Working To Plan

The Borough Leader with Cllr Peter Chowney
The Borough Leader with Cllr Peter Chowney

Planning departments are often criticised. That’s true in every council, particularly in the south east, where there’s so much pressure to build more homes, in a region where population density is twice the national average. But councils have limited powers to prevent, or even control, new development. Increasingly, it’s the developers that have the upper hand.

In Hastings, the government has set the council an obligatory target to identify land for 3,200 new homes. This land is shown in the Local Plan. But that’s not easy in Hastings, where the population density is seven times the south east average.

The council has done all it can to protect open spaces from development - around 40% of the borough is protected, and Hastings unusually managed to change land formerly earmarked for housing into protected open space in its Local Plan. But that means those 3,200 homes have to be fitted into the rest of the borough, where there are few spaces left. There are no greenfield development sites in Hastings – all development has to be on previously developed land, inevitably close to existing homes.

By any objective standards, development control in Hastings works well. Planning applications are processed within national target times, the percentage of applications approved is around the national average, and when planning refusals are appealed, the percentage the council wins is better than average. Reforms to the way the council deals with applications have taken place over the last year, there’s a new manager with experience of other councils, and following a favourable external review, another is planned later in the year.

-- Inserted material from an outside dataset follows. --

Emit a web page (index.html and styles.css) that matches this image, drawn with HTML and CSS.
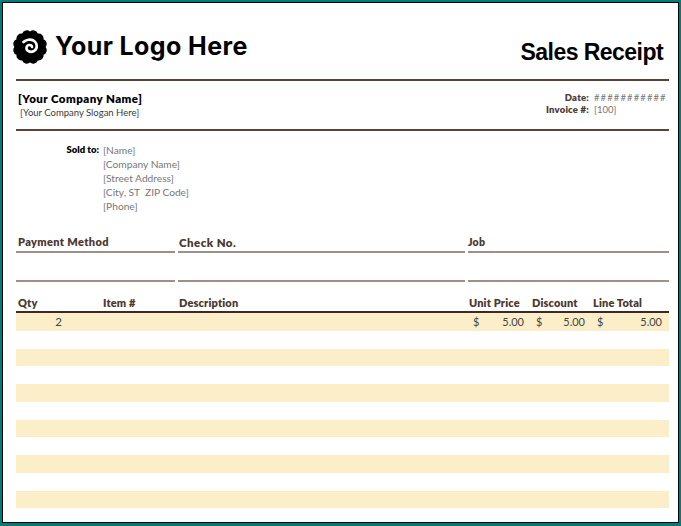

But the real problem with the planning system is that it appears to be under local control when it isn’t. The council’s Local Plan, the policies in it and the land identified for housing, employment and open space, all have to be approved by a government inspector. And planning law says that if you own land, you normally have a right to build on it. Unless the land is protected, the council can turn down a planning application on grounds of size, design, room size, and so on, but can’t refuse development altogether. Or if they do, their decision can be appealed – nationally, planning inspectors are upholding an increasingly high proportion of planning appeals, leaving councils with huge legal bills. And it’s might get even harder to restrict development – the government’s new Housing and Planning Bill will let developers build without even applying for permission, in some circumstances.

So the current system isn’t working – leaving it all to market forces and restricting local powers means the wrong homes are built in the wrong places, and people who need them can’t afford them. Those that can afford to buy their own home increasingly want bigger homes, and are more likely to live alone than they used to. By contrast, those who are less well off are hit by the bedroom tax and forced into somewhere smaller.

We need a new approach to house building, where councils are given meaningful planning powers, so genuinely affordable homes get built, where people want them. The current system, where developers ignore local objections to build homes for the better off, while homelessness increases and housing waiting lists grow, cannot continue. We need a major re-think on what kind of homes we build, how they’re paid for, and where we put them.